## Information provided
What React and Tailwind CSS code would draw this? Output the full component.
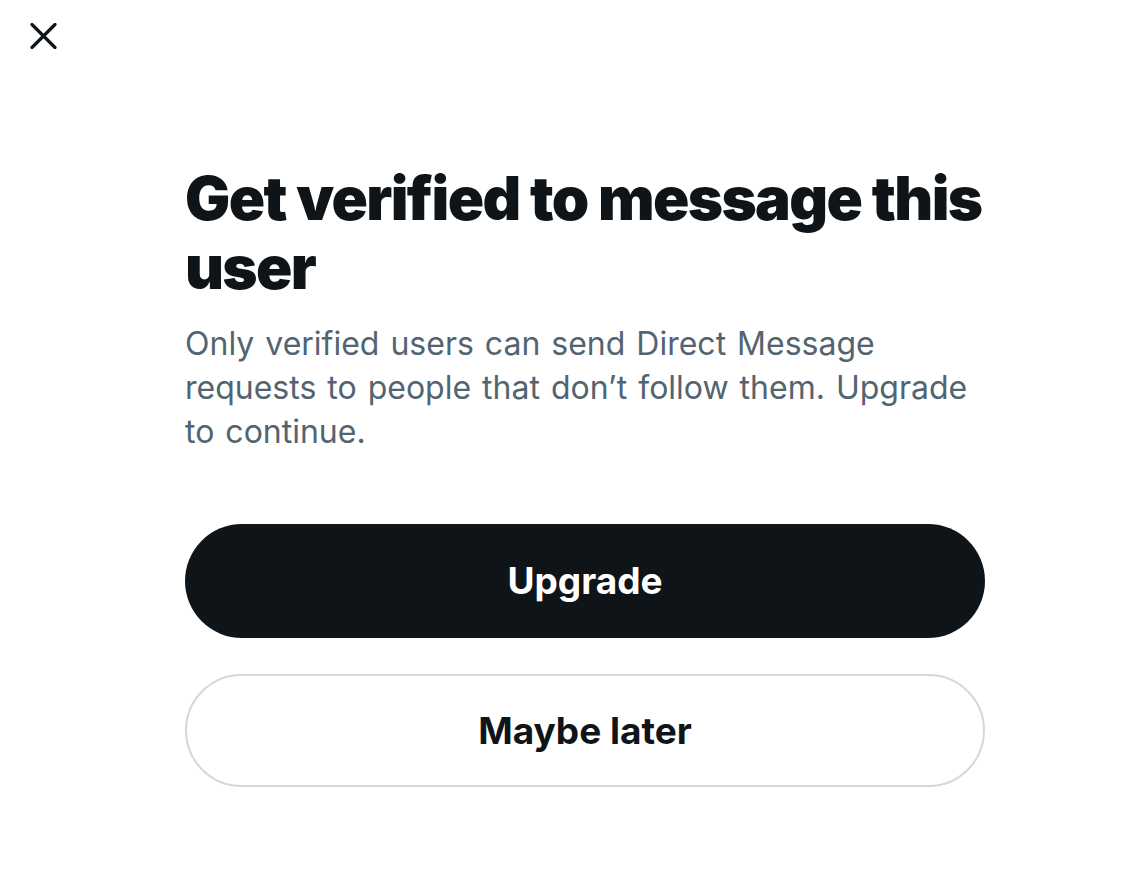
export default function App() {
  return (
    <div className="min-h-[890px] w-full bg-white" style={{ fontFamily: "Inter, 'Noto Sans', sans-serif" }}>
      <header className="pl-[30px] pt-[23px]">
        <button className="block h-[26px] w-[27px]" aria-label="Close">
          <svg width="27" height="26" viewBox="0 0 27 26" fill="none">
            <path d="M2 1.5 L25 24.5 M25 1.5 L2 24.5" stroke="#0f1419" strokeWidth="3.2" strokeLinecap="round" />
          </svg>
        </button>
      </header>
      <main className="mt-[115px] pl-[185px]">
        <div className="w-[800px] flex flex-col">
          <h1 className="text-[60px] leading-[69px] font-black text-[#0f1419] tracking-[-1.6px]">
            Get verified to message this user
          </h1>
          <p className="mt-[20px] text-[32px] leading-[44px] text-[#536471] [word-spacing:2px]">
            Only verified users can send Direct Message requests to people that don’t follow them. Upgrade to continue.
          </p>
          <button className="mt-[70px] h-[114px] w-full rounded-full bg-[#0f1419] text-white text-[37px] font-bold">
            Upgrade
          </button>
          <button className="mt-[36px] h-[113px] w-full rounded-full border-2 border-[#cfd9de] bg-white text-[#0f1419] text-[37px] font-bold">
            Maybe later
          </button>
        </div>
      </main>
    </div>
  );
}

## What you have to do
Copy each line above precisely, dropping the pictures.

## Finished answer
What React and Tailwind CSS code would draw this? Output the full component.
export default function App() {
  return (
    <div className="min-h-[890px] w-full bg-white" style={{ fontFamily: "Inter, 'Noto Sans', sans-serif" }}>
      <header className="pl-[30px] pt-[23px]">
        <button className="block h-[26px] w-[27px]" aria-label="Close">
          <svg width="27" height="26" viewBox="0 0 27 26" fill="none">
            <path d="M2 1.5 L25 24.5 M25 1.5 L2 24.5" stroke="#0f1419" strokeWidth="3.2" strokeLinecap="round" />
          </svg>
        </button>
      </header>
      <main className="mt-[115px] pl-[185px]">
        <div className="w-[800px] flex flex-col">
          <h1 className="text-[60px] leading-[69px] font-black text-[#0f1419] tracking-[-1.6px]">
            Get verified to message this user
          </h1>
          <p className="mt-[20px] text-[32px] leading-[44px] text-[#536471] [word-spacing:2px]">
            Only verified users can send Direct Message requests to people that don’t follow them. Upgrade to continue.
          </p>
          <button className="mt-[70px] h-[114px] w-full rounded-full bg-[#0f1419] text-white text-[37px] font-bold">
            Upgrade
          </button>
          <button className="mt-[36px] h-[113px] w-full rounded-full border-2 border-[#cfd9de] bg-white text-[#0f1419] text-[37px] font-bold">
            Maybe later
          </button>
        </div>
      </main>
    </div>
  );
}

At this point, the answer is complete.